Wherever the word "with" appears in a line, copy that line.

## start Data excerpt

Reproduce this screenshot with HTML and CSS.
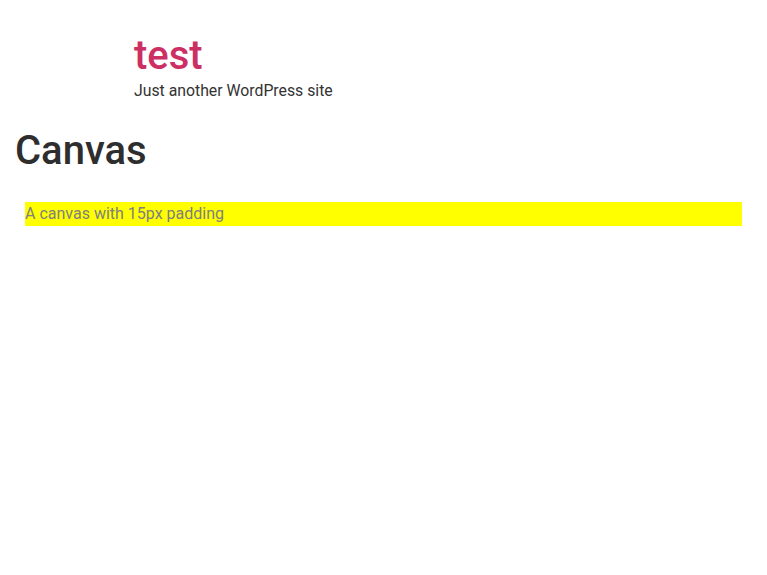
FILE: index.html
```html
<!DOCTYPE html>
<html>
<head>
<meta charset="utf-8">
<link rel="stylesheet" href="styles.css">
</head>
<body>
<header class="site-header">
  <div class="site-title">test</div>
  <div class="site-tagline">Just another WordPress site</div>
</header>
<main class="content">
  <h1 class="page-title">Canvas</h1>
  <div class="canvas">
    <p class="canvas-text">A canvas with 15px padding</p>
  </div>
</main>
</body>
</html>
```
FILE: styles.css
```css
html, body {
  margin: 0;
  padding: 0;
  background: #fff;
  font-family: Roboto, "Liberation Sans", sans-serif;
}
.site-header {
  padding: 33px 0 0 134px;
}
.site-title {
  font-size: 40px;
  line-height: 46px;
  color: #cc2f63;
  font-weight: 500;
}
.site-tagline {
  font-size: 15.8px;
  line-height: 20px;
  color: #333;
  margin-top: 2px;
}
.content {
  padding: 0 25px 0 15px;
}
.page-title {
  margin: 27px 0 0;
  font-size: 40px;
  line-height: 46px;
  font-weight: 500;
  color: #2e2e2e;
}
.canvas {
  margin: 28px 0 0 10px;
  background: #ff0;
  height: 24px;
}
.canvas-text {
  margin: 0;
  font-size: 16px;
  line-height: 24px;
  color: #808080;
}
```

## end Data excerpt

> Completed exercise
Reproduce this screenshot with HTML and CSS.
    <p class="canvas-text">A canvas with 15px padding</p>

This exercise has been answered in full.